Right around this time of year I start to loose all of my free time. I’m directing a musical in South Jersey, I have my church singing job, and between all of that and regular work I just don’t have a lot of time for things. I do however try to make time to watch movies. After a lot of deliberation my pick for the horror movie of the year is in.There are a lot of horror movies out there and I don’t pretend like I watch all of them. Some of them I skip because I know from the director/trailer I won’t like them. Others it’s the company that makes them (Sorry, but I absolutely HATE all Troma movies they are just awful), so I will be the first to admit that this pick doesn’t come from 100s of hours watching movies. However I have watched a significant amount of horror, and I feel like I have a very good grasp of what makes a good horror movie.
This year’s winner: Insidious
Out of all of the horror movies I have watched this year I found Insidious to be my favorite. It is a delightful blend of tension and whimsical fantasy that results in a very good film. It finds a good balance between having some scary moments, some overarching horror themes and a little blend of drama.
The film centers around the ideas of ghosts and astral projection. The first half of the film really goes heavy with the ghost theme with lots of seemingly unconnected beings tormenting the main characters. Then there is a bit of a transition and the film takes more of a fantasy feel on with people leaving their bodies, traveling to purgatory ( called the “further”) which results in a climactic ending.

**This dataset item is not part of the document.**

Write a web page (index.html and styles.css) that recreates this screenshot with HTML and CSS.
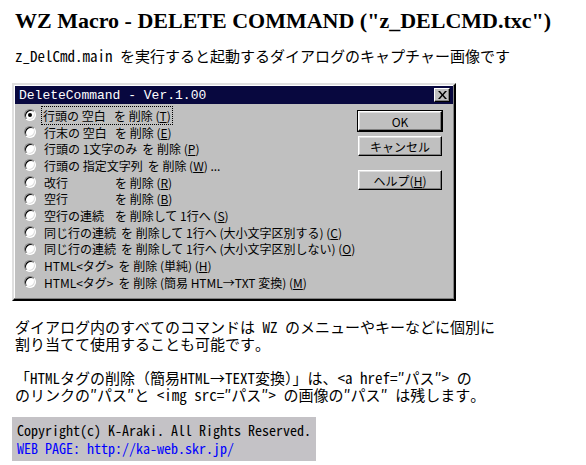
FILE: index.html
```html
<!DOCTYPE html>
<html lang="ja">
<head>
    <meta charset="UTF-8">
    <title>WZ Macro - DELETE COMMAND</title>
    <link rel="stylesheet" href="styles.css">
</head>
<body>
    <h1>WZ Macro - DELETE COMMAND ("z_DELCMD.txc")</h1>
    <p class="lead">z_DelCmd.main を実行すると起動するダイアログのキャプチャー画像です</p>

    <div class="dialog">
        <div class="titlebar">
            <span class="title">DeleteCommand - Ver.1.00</span>
            <span class="close">
                <svg width="9" height="8" viewBox="0 0 9 8"><path d="M0 0h2l2.5 3 2.5-3h2l-3.5 4 3.5 4h-2l-2.5-3-2.5 3h-2l3.5-4z" fill="#000"/></svg>
            </span>
        </div>
        <div class="dialog-body">
            <ul class="options">
                <li class="checked"><span class="radio"></span><span class="focus"><span class="lbl">行頭の 空白</span>を 削除 (<u>T</u>)</span></li>
                <li><span class="radio"></span><span class="lbl">行末の 空白</span>を 削除 (<u>E</u>)</li>
                <li><span class="radio"></span><span class="lbl">行頭の 1文字のみ</span>を 削除 (<u>P</u>)</li>
                <li><span class="radio"></span><span class="lbl">行頭の 指定文字列</span>を 削除 (<u>W</u>) ...</li>
                <li><span class="radio"></span><span class="lbl">改行</span>を 削除 (<u>R</u>)</li>
                <li><span class="radio"></span><span class="lbl">空行</span>を 削除 (<u>B</u>)</li>
                <li><span class="radio"></span><span class="lbl">空行の連続</span>を 削除して 1行へ (<u>S</u>)</li>
                <li><span class="radio"></span><span class="lbl">同じ行の連続</span>を 削除して 1行へ (大小文字区別する) (<u>C</u>)</li>
                <li><span class="radio"></span><span class="lbl">同じ行の連続</span>を 削除して 1行へ (大小文字区別しない) (<u>O</u>)</li>
                <li><span class="radio"></span><span class="lbl">HTML&lt;タグ&gt;</span>を 削除 (単純) (<u>H</u>)</li>
                <li><span class="radio"></span><span class="lbl">HTML&lt;タグ&gt;</span>を 削除 (簡易 HTML→TXT 変換) (<u>M</u>)</li>
            </ul>
            <div class="buttons">
                <button class="btn default">OK</button>
                <button class="btn">キャンセル</button>
                <button class="btn help">ヘルプ(<u>H</u>)</button>
            </div>
        </div>
    </div>

    <p class="text">ダイアログ内のすべてのコマンドは WZ のメニューやキーなどに個別に<br>割り当てて使用することも可能です。</p>
    <p class="text">「HTMLタグの削除（簡易HTML→TEXT変換）」は、&lt;a href=″パス″&gt; の<br>のリンクの″パス″と &lt;img src=″パス″&gt; の画像の″パス″ は残します。</p>

    <div class="copyright">
        Copyright(c) K-Araki. All Rights Reserved.<br>
        <a href="http://ka-web.skr.jp/">WEB PAGE: http://ka-web.skr.jp/</a>
    </div>
</body>
</html>
```

FILE: styles.css
```css
body {
    margin: 0;
    padding: 0 12px;
    background-color: #fff;
    color: #000;
    font-family: "Noto Sans Mono CJK JP", "Noto Sans CJK JP", monospace;
    font-size: 15px;
}

h1 {
    font-family: "Liberation Serif", serif;
    font-size: 22px;
    font-weight: bold;
    line-height: 28px;
    white-space: nowrap;
    margin: 7px 0 0 3px;
}

.lead {
    margin: 12px 0 0 3px;
    line-height: 17px;
}

/* captured dialog */
.dialog {
    width: 440px;
    margin-top: 19px;
    background-color: #c0c0c0;
    border: 2px solid;
    border-color: #dfdfdf #000 #000 #dfdfdf;
    box-shadow: inset -1px -1px 0 #808080, inset 1px 1px 0 #fff;
    font-family: "Noto Sans CJK JP", sans-serif;
    font-size: 12px;
}

.titlebar {
    margin: 1px;
    height: 18px;
    background-color: #08083f;
    display: flex;
    align-items: center;
    justify-content: space-between;
    padding: 0 3px 0 4px;
}

.title {
    color: #fff;
    font-family: "Liberation Mono", monospace;
    font-size: 13px;
}

.close {
    width: 16px;
    height: 14px;
    background-color: #c0c0c0;
    box-sizing: border-box;
    border: 1px solid;
    border-color: #fff #000 #000 #fff;
    box-shadow: inset -1px -1px 0 #808080;
    display: flex;
    align-items: center;
    justify-content: center;
}

.dialog-body {
    display: flex;
    justify-content: space-between;
    padding: 2px 12px 8px 10px;
}

.options {
    list-style: none;
    margin: 0;
    padding: 0;
}

.options li {
    height: 16.7px;
    display: flex;
    align-items: center;
    white-space: nowrap;
}

.radio {
    width: 12px;
    height: 12px;
    box-sizing: border-box;
    border-radius: 50%;
    background-color: #fff;
    border: 1px solid;
    border-color: #808080 #fff #fff #808080;
    box-shadow: inset 1px 1px 0 #000, inset -1px -1px 0 #dfdfdf;
    margin-right: 8px;
    position: relative;
}

.checked .radio::after {
    content: "";
    position: absolute;
    left: 3px;
    top: 3px;
    width: 4px;
    height: 4px;
    border-radius: 50%;
    background-color: #000;
}

.focus {
    outline: 1px dotted #000;
    outline-offset: 0;
    margin-left: -2px;
    padding: 0 1px;
}

.lbl {
    display: inline-block;
    min-width: 66px;
    margin-right: 5px;
}

u {
    text-decoration: underline;
}

.buttons {
    display: flex;
    flex-direction: column;
    gap: 5px;
    padding-top: 4px;
}

.btn {
    width: 84px;
    height: 20px;
    padding: 0;
    background-color: #c0c0c0;
    border: 1px solid;
    border-color: #fff #000 #000 #fff;
    box-shadow: inset -1px -1px 0 #808080, inset 1px 1px 0 #dfdfdf;
    font-family: "Noto Sans CJK JP", sans-serif;
    font-size: 12px;
    color: #000;
}

.btn.default {
    outline: 1px solid #000;
}

.btn.help {
    margin-top: 9px;
}

.text {
    margin: 17px 0 0 3px;
    line-height: 17px;
}

.text + .text {
    margin-top: 17px;
}

.copyright {
    display: inline-block;
    margin-top: 14px;
    padding: 4px 5px 4px 5px;
    background-color: #c4c2c6;
    font-size: 14px;
    line-height: 18px;
}

.copyright a {
    color: #0000ff;
    text-decoration: none;
}
```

I’m not going to sit here and say that the ending isn’t a bit predictable and some of my friends who have watched it didn’t like the 2nd half of the film at all, but personally I liked the movie because it does something very few movies do anymore: Tells a story! How many times do you walk into a horror movie and it’s scare scare scare OMG PLOT TWIST. There’s no story it’s a rationale for the scary things happening. I felt like this movie, with some admitted predictability, just told a good rendition a classic scary story. About things that exist outside of our perception, and in some cases they can cross over. Today’s horror movies really fail when it comes to story telling and this was one rare exception.
Just to explain how I approach horror movies
The number one thing people always say about horror movies is “eww it sucked because it wasn’t scary.” To me, evaluating a horror movie based on whether or not it scares me is just a really stupid way to approach it. Of course no movie is really going to be scary, especially considering how desensitized we are to violence and horror today. Going into a movie expecting to be scared is just a big setup for disappointment. Not to mention most movies that go for the intense scare fail miserably at keeping you engaged. Adding lots of blurry-cam and loud sounds is just a cheap way to make people feel nervous.
I also think that people who measure horror movies by the amount of gore are a little sad. Fake blood does not a movie make. Take Saw for example. First movie – excellent. What followed was a 6 or 7 ( I can’t remember how many they’ve made and I’m too uncaring to look it up) absolute garbage fests where the directors and writers just tried to one up each other in how gross they can make a movie. Sorry to say but after the first movie Saw became nothing more than a sophomoric middle school attempt at making people say “Ewww”
To me what makes a good horror movie is tension and release. That feeling of unease when watching it. Thinking about how I would react when I’m in that situation. Even some sense of believability can go a long way into setting the stage for a great horror film.